**Task objective:**
For the copy, please give all of the data again exactly and leave the pictures out.

**Information shown:**

((

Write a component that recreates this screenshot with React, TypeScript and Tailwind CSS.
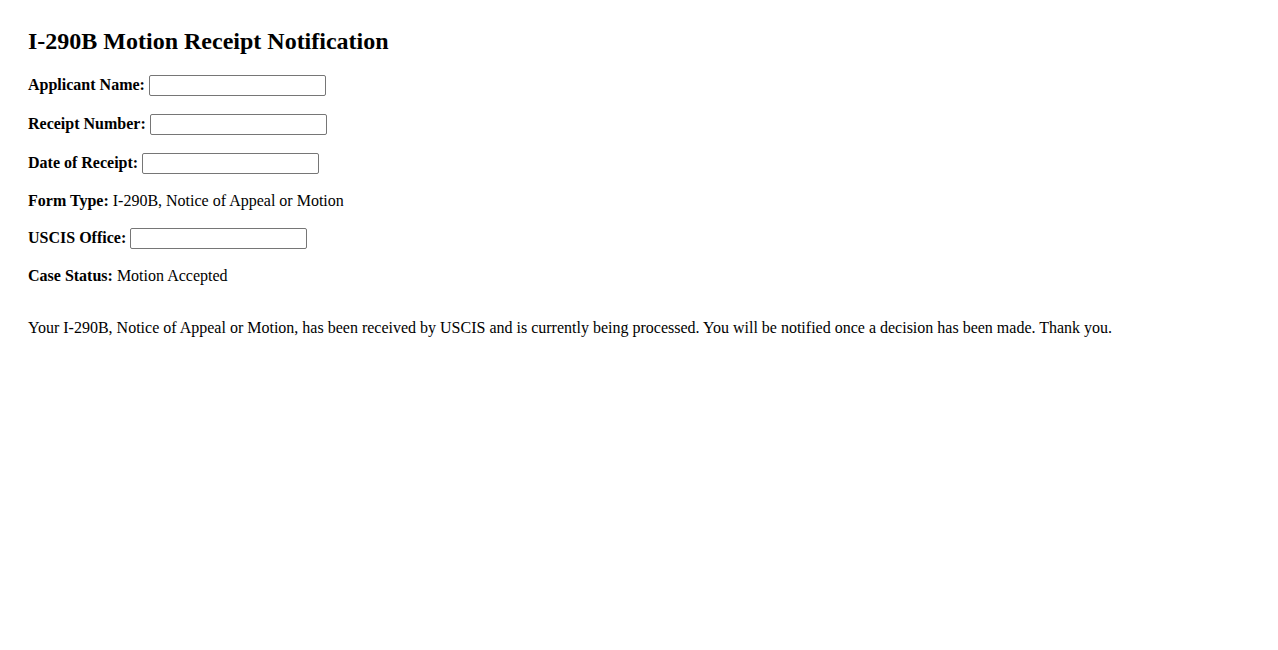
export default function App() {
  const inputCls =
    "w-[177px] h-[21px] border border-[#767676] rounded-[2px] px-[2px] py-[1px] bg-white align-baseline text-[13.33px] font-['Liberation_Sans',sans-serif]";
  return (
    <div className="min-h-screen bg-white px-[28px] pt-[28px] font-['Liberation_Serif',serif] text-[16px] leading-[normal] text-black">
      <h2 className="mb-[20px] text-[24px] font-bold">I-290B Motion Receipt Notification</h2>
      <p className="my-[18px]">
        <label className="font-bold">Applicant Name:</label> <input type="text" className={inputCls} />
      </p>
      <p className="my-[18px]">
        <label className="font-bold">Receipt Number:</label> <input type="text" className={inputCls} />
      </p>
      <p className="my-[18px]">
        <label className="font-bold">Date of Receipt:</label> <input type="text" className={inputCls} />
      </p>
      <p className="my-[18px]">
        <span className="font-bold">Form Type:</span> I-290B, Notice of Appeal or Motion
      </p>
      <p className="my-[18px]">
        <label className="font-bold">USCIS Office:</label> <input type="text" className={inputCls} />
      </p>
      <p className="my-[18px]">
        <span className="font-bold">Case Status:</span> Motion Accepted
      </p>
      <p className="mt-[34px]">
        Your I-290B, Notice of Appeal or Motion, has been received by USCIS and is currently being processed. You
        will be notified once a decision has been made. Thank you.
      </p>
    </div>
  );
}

))

**Result of this task:**
Write a component that recreates this screenshot with React, TypeScript and Tailwind CSS.
export default function App() {
  const inputCls =
    "w-[177px] h-[21px] border border-[#767676] rounded-[2px] px-[2px] py-[1px] bg-white align-baseline text-[13.33px] font-['Liberation_Sans',sans-serif]";
  return (
    <div className="min-h-screen bg-white px-[28px] pt-[28px] font-['Liberation_Serif',serif] text-[16px] leading-[normal] text-black">
      <h2 className="mb-[20px] text-[24px] font-bold">I-290B Motion Receipt Notification</h2>
      <p className="my-[18px]">
        <label className="font-bold">Applicant Name:</label> <input type="text" className={inputCls} />
      </p>
      <p className="my-[18px]">
        <label className="font-bold">Receipt Number:</label> <input type="text" className={inputCls} />
      </p>
      <p className="my-[18px]">
        <label className="font-bold">Date of Receipt:</label> <input type="text" className={inputCls} />
      </p>
      <p className="my-[18px]">
        <span className="font-bold">Form Type:</span> I-290B, Notice of Appeal or Motion
      </p>
      <p className="my-[18px]">
        <label className="font-bold">USCIS Office:</label> <input type="text" className={inputCls} />
      </p>
      <p className="my-[18px]">
        <span className="font-bold">Case Status:</span> Motion Accepted
      </p>
      <p className="mt-[34px]">
        Your I-290B, Notice of Appeal or Motion, has been received by USCIS and is currently being processed. You
        will be notified once a decision has been made. Thank you.
      </p>
    </div>
  );
}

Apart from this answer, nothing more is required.